When I think about what is likely to result from the global climate change talks taking place in Copenhagen this month, I feel nothing but despair. Why? Because whatever kind of deal is struck is highly unlikely to keep global warming below two degrees. The majority of people in rich countries simply don’t care enough about the issue to pressure their governments into extraordinary action. I believe one of the major reasons for this is the lack of empathy for those who will – or who currently – suffer from the impacts of climate change.

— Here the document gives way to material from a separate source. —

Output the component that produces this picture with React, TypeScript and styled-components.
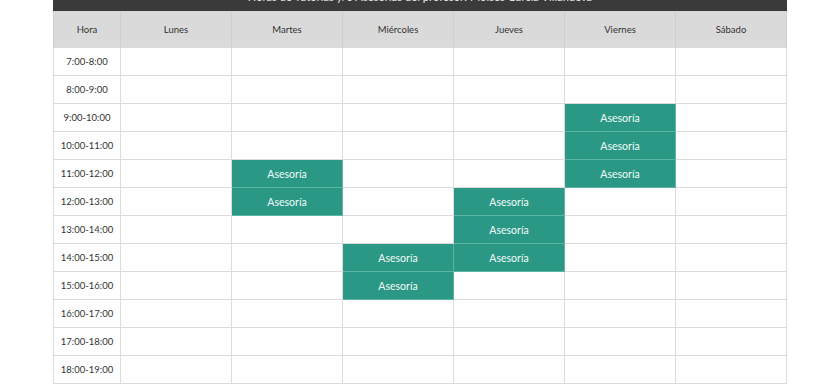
import React from "react";
import styled, { createGlobalStyle } from "styled-components";

const Global = createGlobalStyle`
  html, body { margin: 0; padding: 0; background: #fff; }
  body { font-family: Lato, "Open Sans", sans-serif; overflow: hidden; }
`;

const Page = styled.div`
  width: 734px;
  margin: -19px auto 0;
`;

const TitleBar = styled.div`
  height: 30px;
  background: #3a3a3a;
  color: #e8e8e8;
  font-size: 11px;
  display: flex;
  align-items: center;
  justify-content: center;
  letter-spacing: 0.1px;
`;

const Table = styled.table`
  width: 734px;
  border-collapse: collapse;
  table-layout: fixed;
  font-size: 9.5px;
  color: #333;
`;

const Col = styled.col<{ $w?: number }>`
  width: ${(p) => (p.$w ? `${p.$w}px` : "auto")};
`;

const Th = styled.th`
  height: 36px;
  background: #dadada;
  font-weight: 400;
  border-left: 1px solid #cfcfcf;
  border-right: 1px solid #cfcfcf;
  padding: 0;
  text-align: center;
`;

const Td = styled.td<{ $busy?: boolean }>`
  height: 27px;
  padding: 0;
  text-align: center;
  border: 1px solid ${(p) => (p.$busy ? "#5db4a3" : "#dcdcdc")};
  background: ${(p) => (p.$busy ? "#2b9885" : "#fff")};
  color: ${(p) => (p.$busy ? "#f2fbf9" : "#333")};
  font-size: ${(p) => (p.$busy ? "10.5px" : "9.5px")};
`;

const days = ["Lunes", "Martes", "Miércoles", "Jueves", "Viernes", "Sábado"];
const hours = [7, 8, 9, 10, 11, 12, 13, 14, 15, 16, 17, 18];
const busy: Record<string, boolean> = {
  "Viernes-9": true,
  "Viernes-10": true,
  "Viernes-11": true,
  "Martes-11": true,
  "Martes-12": true,
  "Jueves-12": true,
  "Jueves-13": true,
  "Jueves-14": true,
  "Miércoles-14": true,
  "Miércoles-15": true,
};

export default function App() {
  return (
    <>
      <Global />
      <Page>
        <TitleBar>Horas de Tutorías y/o Asesorías del profesor: Moisés García Villanueva</TitleBar>
        <Table>
          <colgroup>
            <Col $w={67} />
            {days.map((d) => (
              <Col key={d} />
            ))}
          </colgroup>
          <thead>
            <tr>
              <Th>Hora</Th>
              {days.map((d) => (
                <Th key={d}>{d}</Th>
              ))}
            </tr>
          </thead>
          <tbody>
            {hours.map((h) => (
              <tr key={h}>
                <Td>{`${h}:00-${h + 1}:00`}</Td>
                {days.map((d) => {
                  const b = busy[`${d}-${h}`];
                  return (
                    <Td key={d} $busy={b}>
                      {b ? "Asesoría" : ""}
                    </Td>
                  );
                })}
              </tr>
            ))}
          </tbody>
        </Table>
      </Page>
    </>
  );
}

We should view the problem of tackling climate change not as an environmental issue, or one concerning technology or social justice or markets, but primarily as a problem of empathy. We must learn to see the individuals behind the newspaper headlines about global warming, and imagine ourselves into the uniqueness of their lives, developing an empathetic understanding of their most important experiences, beliefs, fears and hopes. Sound far-fetched, wishy-washy or a little too sandals-and-carrot-juice for your liking? Let me explain myself.
The big question facing us is this: how can we close the gap between knowledge and action on climate change? Millions of people in rich countries know about the damaging effects of climate change and their own greenhouse gas (GHG) emissions, yet relatively few are willing to make substantive changes to how they live. They might change a few light bulbs but they do not cut back on flying abroad for their holidays nor do they want to pay higher taxes to confront global warming. So far economic, moral or other arguments have not been enough to spur sufficient action. Could empathy help?
The difficulty is that individuals, governments and companies are currently displaying an extraordinary lack of empathy on the issue of climate change, in two different ways. First, we are ignoring the plight of those whose livelihoods are being destroyed today by the consequences of our high emission levels, particularly distant strangers in developing countries who are affected by floods, droughts and other extreme weather events, such as flood refugees in the Indian state of Orissa. How many of us have made an effort to put ourselves in the shoes of Annapurna Beheri, a woman from Orissa whose home and family shop selling biscuits and tobacco were washed away in 2007, and to imagine how her life has been affected by the realities of climate change? So, there is an absence of empathy across space.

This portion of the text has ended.